SBT’s Features Editor takes a look at women’s rights surrounding the topic of pregnancy at work, along with the frequent problems and unanswered questions pregnant women face during their every day jobs
Recent studies have shown that in the UK, approximately 440,000 women every year pursue work right through their pregnancy. Not only this, it was also revealed that around two-thirds of these women return to work very soon after giving birth, proving that pregnant and sleep-deprived mothers are just as determined and hard-working as the next person. However, unfortunately almost half of these women experience some kind of disadvantage or maltreatment during working hours, simply due to falling pregnant or taking maternity leave – both every woman’s right.
This has become a heated topic after an increasing number of women seem to be losing out on existing or future job prospects because of their pregnancies. One case study mentioned on BBC Radio earlier this year focused on a woman whose desired and much-deserved promotion was taken away from her after informing her boss that she was pregnant, shining a very negative light on what should be a celebration.

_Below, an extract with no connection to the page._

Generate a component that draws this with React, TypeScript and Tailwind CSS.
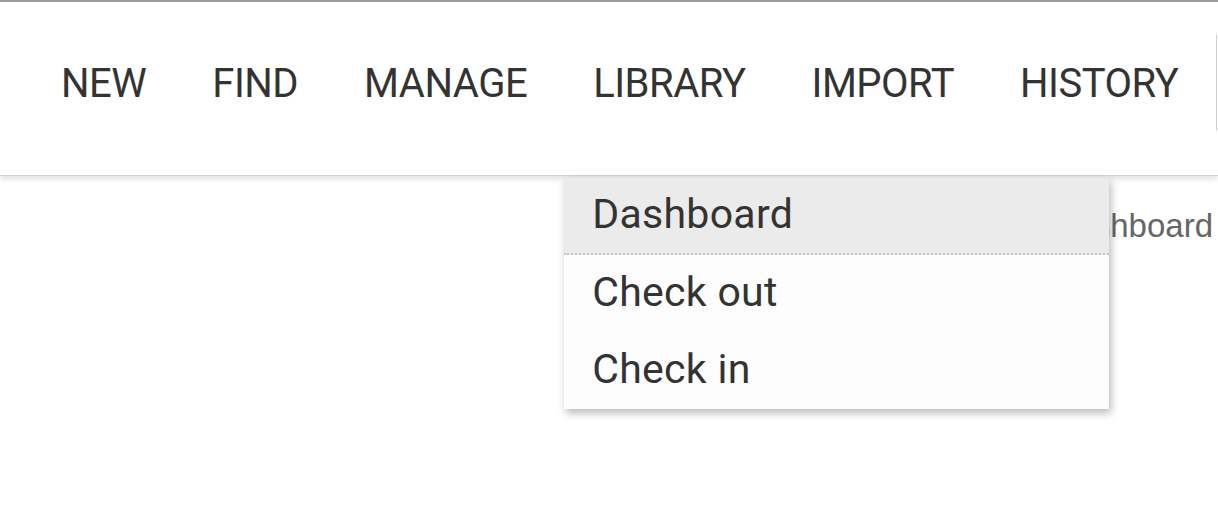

Here at SBT, we are firm believers that pregnancy is not a disadvantage to a woman’s productivity, nor is it a disadvantage to a business. Instead of CEOs and managers dismissing pregnant women due to their condition, women should be offered alternative working conditions to best suit their job role as well as their general welfare.
After hearing many stories about pregnancy and maternity discrimination taking place in the working environment, Joeli Brearley founded the ‘Pregnant Then Screwed’ project, which supports women facing these problems and exposes the frequency of this ongoing issue. Speaking to us on this topic, Jeoli spoke passionately: “The project is run by a group of impassioned volunteers and we now have a large community of women who want to fight for recognition, respect and change.”
The main mission of ‘Pregnant Then Screwed’ is to completely eliminate pregnancy and maternity discrimination, as well as ‘protecting and empowering its victims’, according to the Pregnant Then Screwed website. (www.pregnantthenscrewed.com).
“A recent report from the Equality and Human Rights Commission shows that the number of women who lose their jobs for getting pregnant has almost doubled, as has the number of working mothers reporting discrimination,” stated Joeli. “The language used by businesses when discussing pregnancy is negative; pregnancy is seen as a burden to the workplace and this means that 50% of discrimination cases start from the moment a women announces she is pregnant. Despite this, research has shown that if companies look after pregnant women and new mothers, they will reap the benefits through loyalty, dedication and hard work.”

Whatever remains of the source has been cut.